Specifically, `toSource` requires that the given `fileset` is completely determined by files within the directory specified by the `root` argument.
For example, even with `dir/file.txt` being the only file in `./.`, `toSource { root = ./dir; fileset = ./.; }` gives an error.
This is because `fileset` may as well be the result of filtering `./.` in a way that excludes `dir`.
Arguments:
- (+) This gives us the guarantee that adding new files to a project never breaks a file set expression.
This is also true in a lesser form for removed files:
only removing files explicitly referenced by paths can break a file set expression.
- (+) This can be removed later, if we discover it's too restrictive
- (-) It leads to errors when a sensible result could sometimes be returned, such as in the above example.
### Empty file set without a base
There is a special representation for an empty file set without a base path.
This is used for return values that should be empty but when there's no base path that would makes sense.
Arguments:
- Alternative: This could also be represented using `_internalBase = /.` and `_internalTree = null`.
- (+) Removes the need for a special representation.

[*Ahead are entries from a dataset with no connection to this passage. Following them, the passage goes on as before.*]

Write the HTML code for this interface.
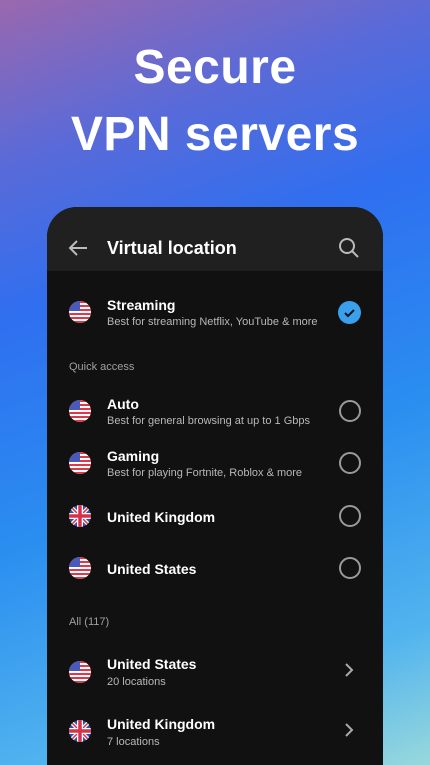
<!DOCTYPE html><html><head><meta charset="utf-8"><style>
*{margin:0;padding:0;box-sizing:border-box}
html{width:430px;height:765px;overflow:hidden}
body{width:430px;height:765px;overflow:hidden;position:relative;font-family:"Liberation Sans",sans-serif;
background:linear-gradient(160deg,#9a68ae 0%,#5a6ad8 18%,#2f6ff0 35%,#2a8ef0 60%,#52b4ee 85%,#98d8dc 100%);}
.t{position:absolute;left:0;width:430px;text-align:center;color:#fff;font-size:48px;font-weight:bold;letter-spacing:0.5px}
.ph{position:absolute;left:47px;top:207px;width:336px;height:558px;background:#111;border-radius:30px 30px 0 0;overflow:hidden}
.hd{height:64px;background:#202020;position:relative}
.hd .ti{position:absolute;left:60px;top:31px;color:#fff;font-size:18px;font-weight:bold}
.n{position:absolute;left:60px;color:#fff;font-size:14px;font-weight:bold}
.s{position:absolute;left:60px;color:#b8b8b8;font-size:11px}
.sec{position:absolute;left:22px;color:#a0a0a0;font-size:11px}
.f{position:absolute;left:22px;width:22px;height:22px}
.rad{position:absolute;left:292px;width:22px;height:22px;border:2px solid #9a9a9a;border-radius:50%}
</style></head><body>
<svg width="0" height="0" style="position:absolute"><defs>
<clipPath id="c"><circle cx="11" cy="11" r="11"/></clipPath>
<symbol id="us" viewBox="0 0 22 22"><g clip-path="url(#c)"><rect width="22" height="22" fill="#fff"/>
<rect y="0" width="22" height="2" fill="#e0384a"/><rect y="4" width="22" height="2" fill="#e0384a"/><rect y="8" width="22" height="2" fill="#e0384a"/><rect y="12" width="22" height="2" fill="#e0384a"/><rect y="16" width="22" height="2" fill="#e0384a"/><rect y="20" width="22" height="2" fill="#e0384a"/>
<rect width="11" height="10" fill="#4a5ab8"/></g></symbol>
<symbol id="uk" viewBox="0 0 22 22"><g clip-path="url(#c)"><rect width="22" height="22" fill="#2f4fa8"/>
<path d="M0 0L22 22M22 0L0 22" stroke="#fff" stroke-width="4"/><path d="M0 0L22 22M22 0L0 22" stroke="#d8304a" stroke-width="1.5"/>
<path d="M11 0V22M0 11H22" stroke="#fff" stroke-width="6"/><path d="M11 0V22M0 11H22" stroke="#d8304a" stroke-width="3.5"/></g></symbol>
</defs></svg>
<div class="t" style="top:40px">Secure</div>
<div class="t" style="top:107px">VPN servers</div>
<div class="ph">
<div class="hd">
<svg style="position:absolute;left:20px;top:32px" width="22" height="18" viewBox="0 0 22 18"><path d="M20 9H3M10 2L3 9L10 16" stroke="#bbb" stroke-width="2" fill="none"/></svg>
<div class="ti">Virtual location</div>
<svg style="position:absolute;left:291px;top:30px" width="22" height="22" viewBox="0 0 22 22"><circle cx="9" cy="9" r="7" stroke="#bbb" stroke-width="2" fill="none"/><path d="M14 14L20 20" stroke="#bbb" stroke-width="2"/></svg>
</div>
<svg class="f" style="top:94px"><use href="#us"/></svg>
<div class="n" style="top:90px">Streaming</div><div class="s" style="top:109px">Best for streaming Netflix, YouTube &amp; more</div>
<svg style="position:absolute;left:291px;top:94px" width="23" height="23" viewBox="0 0 23 23"><circle cx="11.5" cy="11.5" r="11.5" fill="#3aa0ee"/><path d="M7 12l3 3 6-6" stroke="#111" stroke-width="2" fill="none"/></svg>
<div class="sec" style="top:154px">Quick access</div>
<svg class="f" style="top:193px"><use href="#us"/></svg>
<div class="n" style="top:189px">Auto</div><div class="s" style="top:208px">Best for general browsing at up to 1 Gbps</div><div class="rad" style="top:193px"></div>
<svg class="f" style="top:245px"><use href="#us"/></svg>
<div class="n" style="top:241px">Gaming</div><div class="s" style="top:260px">Best for playing Fortnite, Roblox &amp; more</div><div class="rad" style="top:245px"></div>
<svg class="f" style="top:298px"><use href="#uk"/></svg>
<div class="n" style="top:302px">United Kingdom</div><div class="rad" style="top:298px"></div>
<svg class="f" style="top:350px"><use href="#us"/></svg>
<div class="n" style="top:354px">United States</div><div class="rad" style="top:350px"></div>
<div class="sec" style="top:409px">All (117)</div>
<svg class="f" style="top:454px"><use href="#us"/></svg>
<div class="n" style="top:449px">United States</div><div class="s" style="top:469px">20 locations</div>
<svg style="position:absolute;left:297px;top:455px" width="10" height="16" viewBox="0 0 10 16"><path d="M2 2l6 6-6 6" stroke="#aaa" stroke-width="2" fill="none"/></svg>
<svg class="f" style="top:513px"><use href="#uk"/></svg>
<div class="n" style="top:509px">United Kingdom</div><div class="s" style="top:529px">7 locations</div>
<svg style="position:absolute;left:297px;top:515px" width="10" height="16" viewBox="0 0 10 16"><path d="M2 2l6 6-6 6" stroke="#aaa" stroke-width="2" fill="none"/></svg>
</div>
</body></html>
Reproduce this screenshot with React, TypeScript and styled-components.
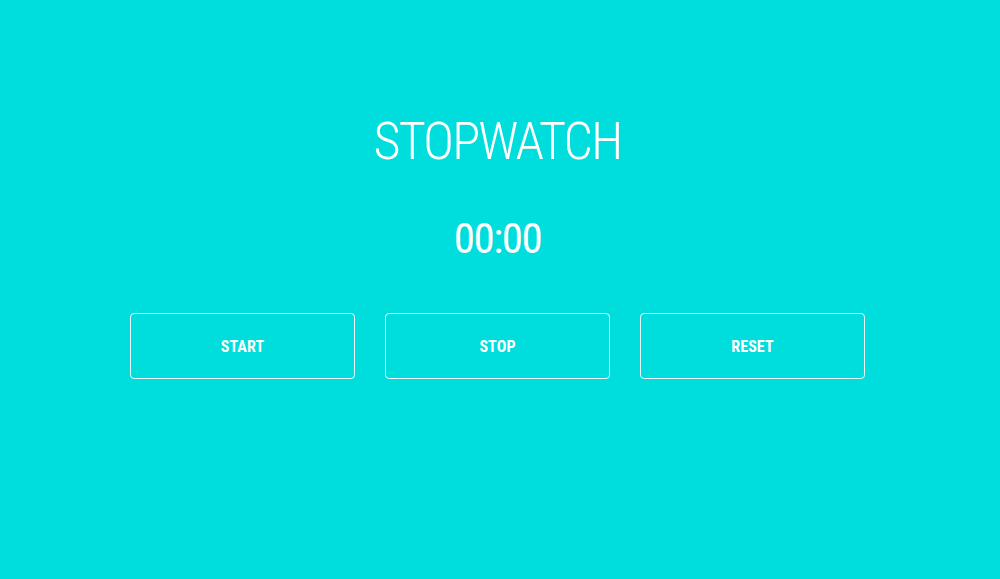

- (-) Due to [influence tracking](#influence-tracking),
`union empty ./.` would have `/.` as the base path,
which would then prevent `toSource { root = ./.; fileset = union empty ./.; }` from working,
which is not as one would expect.
- (-) With the assumption that there can be multiple filesystem roots (as established with the [path library](../path/README.md)),
this would have to cause an error with `union empty pathWithAnotherFilesystemRoot`,
which is not as one would expect.
- Alternative: Do not have such a value and error when it would be needed as a return value
- (+) Removes the need for a special representation.
- (-) Leaves us with no identity element for `union` and no reasonable return value for `unions []`.
From a set theory perspective, which has a well-known notion of empty sets, this is unintuitive.
### No intersection for lists
While there is `intersection a b`, there is no function `intersections [ a b c ]`.
Arguments:
- (+) There is no known use case for such a function, it can be added later if a use case arises
- (+) There is no suitable return value for `intersections [ ]`, see also "Nullary intersections" [here](https://en.wikipedia.org/w/index.php?title=List_of_set_identities_and_relations&oldid=1177174035#Definitions)
- (-) Could throw an error for that case